Posté par Fauxrato - Posté le 6 mai 2013 à 7 h 33 min

Intéressant en effet. Le parallèle avec les deux Trols de Swiss.com me semble cependant artificiel. La Suisse a-t-elle intérêt à mettre en avant son Rolex Learning Center dans un environnement appauvri et déprimé? Je ne le pense pas.

Posté par BMX13 - Posté le 6 mai 2013 à 14 h 27 min

Les Suisses sont pragmatiques, jugent si le chat attrape la souris et non s’il est noir ou blanc. Les Américains le sont aussi, avec retard mais mieux vaut tard que jamais. Nous, Français, allons disserter pendant des années pour savoir si le chat doit être blanc ou noir, et non s’il est fin chasseur. Si bien qu’au bout du compte, le chat est mort de vieillesse et les rats par milliers ont pris la place de la souris.
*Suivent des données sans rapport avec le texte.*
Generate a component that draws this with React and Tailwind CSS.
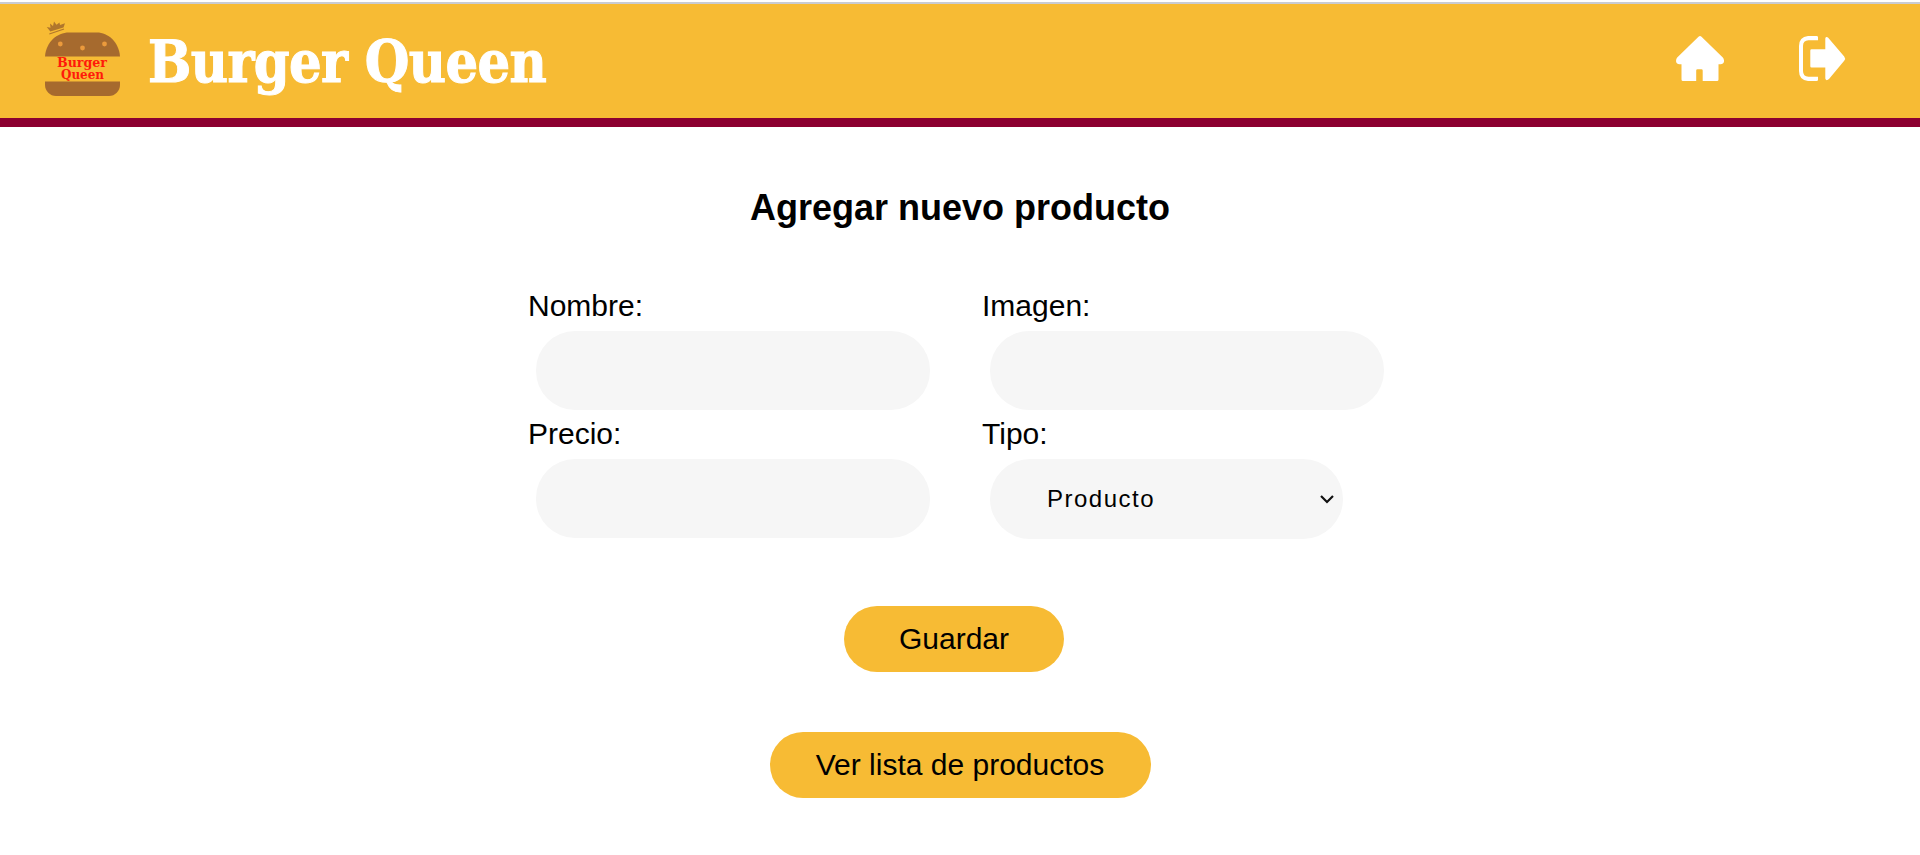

Posté par J.P. Le Tréguois - Posté le 13 mai 2013 à 7 h 27 min

Une délégation de sénateurs vient de se rendre à Berne. Ils n’ont pas été VOIR ce qui se passait en Suisse. Ils sont allés expliquer aux Suisses pourquoi la Suisse ne fonctionnait pas et pourquoi la France devrait logiquement s’imposer comme modèle à copier. A pleurer…. Dommage que les Suisses ne les aient pas traités de goujats abrutis de vanité.